Là où brilleront les robots humanoïdes

L’initiative d’Amazon en témoigne: l’un des premiers secteurs où les robots anthropomorphiques vont pouvoir exprimer leur plein potentiel est celui des entrepôts et de la logistique. Agility, Figure AI et Boston Dynamiques conçoivent toutes des robots humanoïdes taillés pour déplacer des objets et assister les travailleurs humains dans ce type d’environnement. Ces robots pourront notamment venir soulager les entrepôts qui ne parviennent pas à embaucher suffisamment de travailleurs, où ils pourront porter des charges lourdes et effectuer des gestes répétitifs, deux activités qui génèrent des risques de blessures pour les humains. Selon une étude conduite l’an dernier aux États-Unis, 73% des entrepôts ne parvenaient pas à satisfaire leurs besoins en main-d’œuvre.

De manière plus prospective, les robots humanoïdes pourraient demain s’intégrer à un système de livraison entièrement automatisé, avec des véhicules autonomes et un robot humanoïde à bord chargé de débarquer le colis et de le déposer sur le pas de la porte.

Mais le domaine le plus intéressant pour les robots humanoïdes est celui de la santé et de l’aide à domicile, selon Lionel Robert. «De nombreux pays font face à un vieillissement de leur population, et risquent bientôt de se retrouver avec des actifs trop peu nombreux pour répondre aux besoins des personnes âgées.
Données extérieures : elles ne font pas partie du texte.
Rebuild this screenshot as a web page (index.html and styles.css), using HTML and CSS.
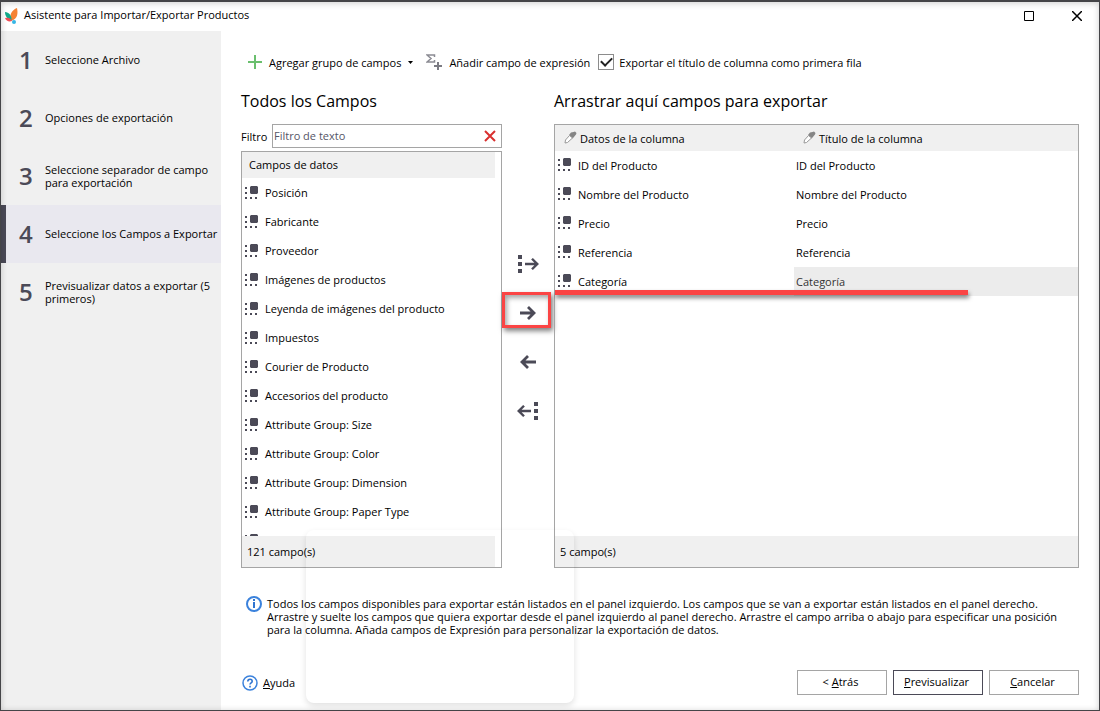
FILE: index.html
```html
<!DOCTYPE html>
<html lang="es">
<head>
  <meta charset="UTF-8">
  <title>Asistente para Importar/Exportar Productos</title>
  <link rel="stylesheet" href="styles.css">
</head>
<body>

<svg class="sprite" width="0" height="0">
  <symbol id="field" viewBox="0 0 14 14">
    <path fill="#4b4a57" d="M6 0h6l1 1v6l-1 1H6L5 7V1zM0 1h2v2H0zM0 6h2v2H0zM0 11h2v2H0zM5 11h2v2H5zM10 11h2v2h-2z"/>
  </symbol>
  <symbol id="pencil" viewBox="0 0 14 14">
    <path fill="#858585" d="M6 4l2-2.500L10.500 1l1.500-.5L13.500 2 13 3.500 10.500 6.500 9.500 7.500z"/>
    <path fill="#fff" stroke="#999" d="M6.500 4.500l3 2.500-5 4.500-2.500.5.500-3z"/>
  </symbol>
  <symbol id="arrow" viewBox="0 0 16 16">
    <path fill="none" stroke="#4b4a57" stroke-width="2.800" d="M0 8h14M8 2l6 6-6 6"/>
  </symbol>
</svg>

<div class="window">
  <header class="titlebar">
    <svg class="logo" width="14" height="16" viewBox="0 0 14 16">
      <path fill="#f58233" d="M12 0C7 2 4 6 6 13c7-2 7-8 6-13z"/>
      <path fill="#12a98a" d="M0 4c4 0 7 4 6.500 8.500C2 11 0 8 0 4z"/>
      <path fill="#ef4d56" d="M0 10c4-1 6 1 7 3-3 1-6 0-7-3z"/>
      <circle fill="#35b6e6" cx="9" cy="14" r="2"/>
    </svg>
    <h1>Asistente para Importar/Exportar Productos</h1>
    <button class="win-btn" aria-label="Maximizar">
      <svg width="10" height="10"><path fill="none" stroke="#000" d="M.5.5h9v9h-9z"/></svg>
    </button>
    <button class="win-btn" aria-label="Cerrar">
      <svg width="10" height="10"><path stroke="#000" stroke-width="1.500" d="M0 0l10 10M10 0L0 10"/></svg>
    </button>
  </header>

  <div class="content">
    <ol class="steps">
      <li><span class="num">1</span><span>Seleccione Archivo</span></li>
      <li><span class="num">2</span><span>Opciones de exportación</span></li>
      <li><span class="num">3</span><span>Seleccione separador de campo para exportación</span></li>
      <li class="active"><span class="num">4</span><span>Seleccione los Campos a Exportar</span></li>
      <li><span class="num">5</span><span>Previsualizar datos a exportar (5 primeros)</span></li>
    </ol>

    <main>
      <div class="toolbar">
        <button class="tool add-group">
          <svg width="14" height="14"><path stroke="#6abf6e" stroke-width="2" d="M7 0v14M0 7h14"/></svg>
          <span>Agregar grupo de campos</span>
          <svg width="5" height="3"><path d="M0 0h5L2.500 3z"/></svg>
        </button>
        <button class="tool add-expr">
          <svg width="16" height="16" viewBox="0 0 16 16">
            <path fill="none" stroke="#8b8b93" stroke-width="1.500" d="M8.500 3V1H1l4 3.500L1 8h7.500V6"/>
            <path stroke="#7b7b83" stroke-width="2" d="M12 8v8M8 12h8"/>
          </svg>
          <span>Añadir campo de expresión</span>
        </button>
        <input type="checkbox" id="firstRow" checked>
        <label for="firstRow">Exportar el título de columna como primera fila</label>
      </div>

      <div class="panels">
        <section class="source">
          <h2>Todos los Campos</h2>
          <div class="filter">
            <label for="filter">Filtro</label>
            <div class="filter-box">
              <input type="text" id="filter" placeholder="Filtro de texto">
              <button class="clear" aria-label="Borrar filtro">
                <svg width="12" height="12"><path stroke="#d9302f" stroke-width="2" d="M1 1l10 10M11 1L1 11"/></svg>
              </button>
            </div>
          </div>
          <div class="panel inset">
            <h3>Campos de datos</h3>
            <ul class="fields">
              <li><svg class="icon"><use href="#field"/></svg>Posición</li>
              <li><svg class="icon"><use href="#field"/></svg>Fabricante</li>
              <li><svg class="icon"><use href="#field"/></svg>Proveedor</li>
              <li><svg class="icon"><use href="#field"/></svg>Imágenes de productos</li>
              <li><svg class="icon"><use href="#field"/></svg>Leyenda de imágenes del producto</li>
              <li><svg class="icon"><use href="#field"/></svg>Impuestos</li>
              <li><svg class="icon"><use href="#field"/></svg>Courier de Producto</li>
              <li><svg class="icon"><use href="#field"/></svg>Accesorios del producto</li>
              <li><svg class="icon"><use href="#field"/></svg>Attribute Group: Size</li>
              <li><svg class="icon"><use href="#field"/></svg>Attribute Group: Color</li>
              <li><svg class="icon"><use href="#field"/></svg>Attribute Group: Dimension</li>
              <li><svg class="icon"><use href="#field"/></svg>Attribute Group: Paper Type</li>
              <li><svg class="icon"><use href="#field"/></svg></li>
            </ul>
            <div class="count">121 campo(s)</div>
          </div>
        </section>

        <div class="movers">
          <button aria-label="Añadir todos">
            <svg width="22" height="18"><path fill="#4b4a57" d="M1 0h4v4H1zM1 7h4v4H1zM1 14h4v4H1z"/><use href="#arrow" x="8" y="2" width="14" height="14"/></svg>
          </button>
          <button class="marked" aria-label="Añadir">
            <svg width="16" height="16"><use href="#arrow" width="16" height="16"/></svg>
          </button>
          <button class="back" aria-label="Quitar">
            <svg width="16" height="16"><use href="#arrow" width="16" height="16"/></svg>
          </button>
          <button class="back" aria-label="Quitar todos">
            <svg width="22" height="18"><path fill="#4b4a57" d="M1 0h4v4H1zM1 7h4v4H1zM1 14h4v4H1z"/><use href="#arrow" x="8" y="2" width="14" height="14"/></svg>
          </button>
        </div>

        <section class="target">
          <h2>Arrastrar aquí campos para exportar</h2>
          <div class="panel">
            <table>
              <thead>
                <tr>
                  <th><svg class="icon"><use href="#pencil"/></svg>Datos de la columna</th>
                  <th><svg class="icon"><use href="#pencil"/></svg>Título de la columna</th>
                </tr>
              </thead>
              <tbody>
                <tr><td><svg class="icon"><use href="#field"/></svg>ID del Producto</td><td>ID del Producto</td></tr>
                <tr><td><svg class="icon"><use href="#field"/></svg>Nombre del Producto</td><td>Nombre del Producto</td></tr>
                <tr><td><svg class="icon"><use href="#field"/></svg>Precio</td><td>Precio</td></tr>
                <tr><td><svg class="icon"><use href="#field"/></svg>Referencia</td><td>Referencia</td></tr>
                <tr><td><svg class="icon"><use href="#field"/></svg>Categoría</td><td class="selected">Categoría</td></tr>
              </tbody>
            </table>
            <div class="underline"></div>
            <div class="count">5 campo(s)</div>
          </div>
        </section>
      </div>

      <div class="info">
        <svg width="16" height="16" viewBox="0 0 16 16">
          <circle cx="8" cy="8" r="7" fill="#fff" stroke="#3b82dc" stroke-width="2"/>
          <path fill="#2f74d0" d="M7 3h2v2H7zM7 6h2v6H7z"/>
        </svg>
        <p>Todos los campos disponibles para exportar están listados en el panel izquierdo. Los campos que se van a exportar están listados en el panel derecho.<br>
        Arrastre y suelte los campos que quiera exportar desde el panel izquierdo al panel derecho. Arrastre el campo arriba o abajo para especificar una posición<br>
        para la columna. Añada campos de Expresión para personalizar la exportación de datos.</p>
      </div>

      <footer>
        <a href="#" class="help">
          <svg width="16" height="16" viewBox="0 0 16 16">
            <circle cx="8" cy="8" r="7" fill="#fff" stroke="#3b82dc" stroke-width="1.500"/>
            <path fill="none" stroke="#2f74d0" stroke-width="1.600" d="M5.800 6.500C5.800 3.500 10.200 3.500 10.200 6.200C10.200 7.800 8 7.800 8 9.600M8 10.800v1.700"/>
          </svg>
          <span><u>A</u>yuda</span>
        </a>
        <button class="btn">&lt; <u>A</u>trás</button>
        <button class="btn default"><u>P</u>revisualizar</button>
        <button class="btn"><u>C</u>ancelar</button>
      </footer>

      <div class="ghost"></div>
    </main>
  </div>
</div>

</body>
</html>
```
FILE: styles.css
```css
* {
  box-sizing: border-box;
}

body {
  margin: 0;
  font-family: 'Open Sans', 'Noto Sans', sans-serif;
  font-size: 11px;
  line-height: 13px;
  color: #000;
  background: #fff;
}

h1, h2, h3, p, ul, ol {
  margin: 0;
  padding: 0;
  font-weight: normal;
  list-style: none;
}

button {
  padding: 0;
  border: none;
  background: none;
  font: inherit;
  color: inherit;
}

svg {
  display: block;
  flex: none;
}

.sprite {
  position: absolute;
}

.window {
  position: relative;
  display: flex;
  flex-direction: column;
  min-height: 100vh;
  border: 1px solid #454548;
  border-top-width: 2px;
}

/* soft edge inside the window frame */
.window::after {
  content: '';
  position: absolute;
  inset: 0;
  box-shadow: inset 0 1px 6px rgba(0, 0, 0, 0.2);
  pointer-events: none;
}

.titlebar {
  display: flex;
  align-items: center;
  height: 29px;
  padding: 0 3px 2px 4px;
}

.titlebar h1 {
  flex: 1;
  margin-left: 5px;
  padding-bottom: 1px;
  font-size: 11px;
  line-height: 16px;
}

.win-btn {
  display: flex;
  justify-content: center;
  width: 48px;
}

.win-btn:last-child {
  width: 38px;
  margin-left: 5px;
}

.content {
  flex: 1;
  display: flex;
}

.steps {
  width: 220px;
  background: #f0f0f0;
}

.steps li {
  display: flex;
  align-items: center;
  height: 58px;
  padding: 0 0 1px 13px;
  border-left: 5px solid transparent;
}

.steps .active {
  background: #e9e8ef;
  border-color: #4b4a57;
}

.num {
  flex: none;
  width: 26px;
  font-size: 24px;
  line-height: 24px;
  font-weight: 600;
  color: #4b4a57;
}

main {
  position: relative;
  flex: 1;
  display: flex;
  flex-direction: column;
  padding: 20px 20px 15px;
}

.toolbar {
  display: flex;
  align-items: center;
  height: 22px;
  padding-left: 7px;
}

.toolbar label {
  margin-left: 5px;
}

.tool {
  display: flex;
  align-items: center;
  gap: 7px;
  white-space: nowrap;
}

.add-expr {
  margin: 0 8px 0 13px;
}

input[type="checkbox"] {
  appearance: none;
  width: 16px;
  height: 16px;
  margin: 0;
  border: 1px solid #8c8c8c;
  display: grid;
  place-items: center;
}

input[type="checkbox"]:checked::before {
  content: '';
  width: 9px;
  height: 5px;
  margin-top: -3px;
  border: solid #222;
  border-width: 0 0 2px 2px;
  transform: rotate(-45deg);
}

.panels {
  flex: 1;
  display: grid;
  grid-template-columns: 261px 52px 1fr;
  margin-top: 17px;
}

.source, .target {
  display: flex;
  flex-direction: column;
}

h2 {
  height: 34px;
  font-size: 16px;
  line-height: 22px;
}

.filter {
  display: flex;
  align-items: center;
  justify-content: space-between;
  margin-bottom: 3px;
}

.filter-box {
  display: flex;
  align-items: center;
  width: 230px;
  height: 24px;
  border: 1px solid #a5a5a5;
}

.filter-box input {
  flex: 1;
  min-width: 0;
  padding: 0 1px 2px;
  border: none;
  outline: none;
  font: inherit;
}

.filter-box input::placeholder {
  color: #555566;
}

.clear {
  padding-right: 5px;
}

.panel {
  position: relative;
  flex: 1;
  display: flex;
  flex-direction: column;
  border: 1px solid #a5a5a5;
}

.inset {
  padding-right: 6px;
}

h3 {
  height: 26px;
  padding-left: 7px;
  font-size: 11px;
  line-height: 26px;
  background: #f0f0f0;
}

.fields {
  flex: 1 0 358px;
  height: 358px;
  overflow: hidden;
}

.fields li {
  display: flex;
  align-items: center;
  height: 29px;
  padding-left: 3px;
}

.icon {
  width: 14px;
  height: 14px;
}

.fields .icon {
  margin-right: 6px;
}

.count {
  height: 31px;
  margin-top: auto;
  padding-left: 5px;
  line-height: 31px;
  background: #f0f0f0;
}

.movers {
  display: flex;
  flex-direction: column;
  padding-top: 156px;
  gap: 13px;
}

.movers button {
  position: relative;
  display: grid;
  place-items: center;
  height: 36px;
}

.back svg {
  transform: scaleX(-1);
}

.marked::after {
  content: '';
  position: absolute;
  inset: -3px 3px 3px 0;
  border: 3px solid #fb4444;
  box-shadow: 2px 3px 5px rgba(0, 0, 0, 0.5), inset 2px 3px 5px rgba(0, 0, 0, 0.35);
}

table {
  width: 100%;
  border-collapse: collapse;
  line-height: 15px;
}

th, td {
  height: 29px;
  padding: 0 2px;
  text-align: left;
  font-weight: normal;
}

td:first-child {
  padding-left: 3px;
}

th {
  height: 26px;
  padding-left: 8px;
  background: #f0f0f0;
}

th:first-child {
  width: 239px;
}

td .icon, th .icon {
  display: inline-block;
  margin-right: 6px;
  vertical-align: top;
}

th .icon {
  margin-right: 3px;
}

.selected {
  background: #ececec;
  color: #333;
}

.underline {
  position: absolute;
  top: 165px;
  left: 0;
  width: 79%;
  height: 5px;
  background: #fb4444;
  box-shadow: 1px 3px 4px rgba(0, 0, 0, 0.5);
}

.info {
  display: flex;
  align-items: flex-start;
  gap: 5px;
  padding: 28px 0 0 5px;
}

.info p {
  padding: 1px 0;
  white-space: nowrap;
}

footer {
  display: flex;
  align-items: center;
  gap: 6px;
  margin-top: 33px;
}

.help {
  display: flex;
  align-items: center;
  gap: 5px;
  margin: 0 auto 0 1px;
  color: #000;
  text-decoration: none;
}

.btn {
  width: 90px;
  height: 25px;
  padding: 0 3px 2px 0;
  border: 1px solid #a5a5a5;
  background: #fff;
}

.default {
  border-color: #4b4a57;
}

.ghost {
  position: absolute;
  left: 85px;
  bottom: 7px;
  width: 268px;
  height: 173px;
  border-radius: 8px;
  box-shadow: 0 3px 6px rgba(0, 0, 0, 0.12);
  pointer-events: none;
}
```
Un robot humanoïde peut constituer une excellente aide à domicile, chargée de veiller en permanence sur la personne, de vérifier qu’elle prend bien ses médicaments, l’aider à se mouvoir, faire de l’exercice, jouer à des jeux… Pour des personnes isolées qui ne reçoivent la visite d’une aide à domicile qu’une ou deux fois par semaine, cela peut être un moyen de rester autonome plus longtemps, et donc de rester chez soi jusqu’à un âge plus avancé», affirme Lionel Robert.

Or, des études montrent non seulement que les seniors souhaitent rester chez eux le plus longtemps possible plutôt que d’être placés en établissement spécialisé, mais aussi que ceux qui y parviennent vivent plus longtemps et en meilleure santé. Loin des scenarii à la Terminator, les robots humanoïdes pourraient donc bien devenir les meilleurs amis de l’homme.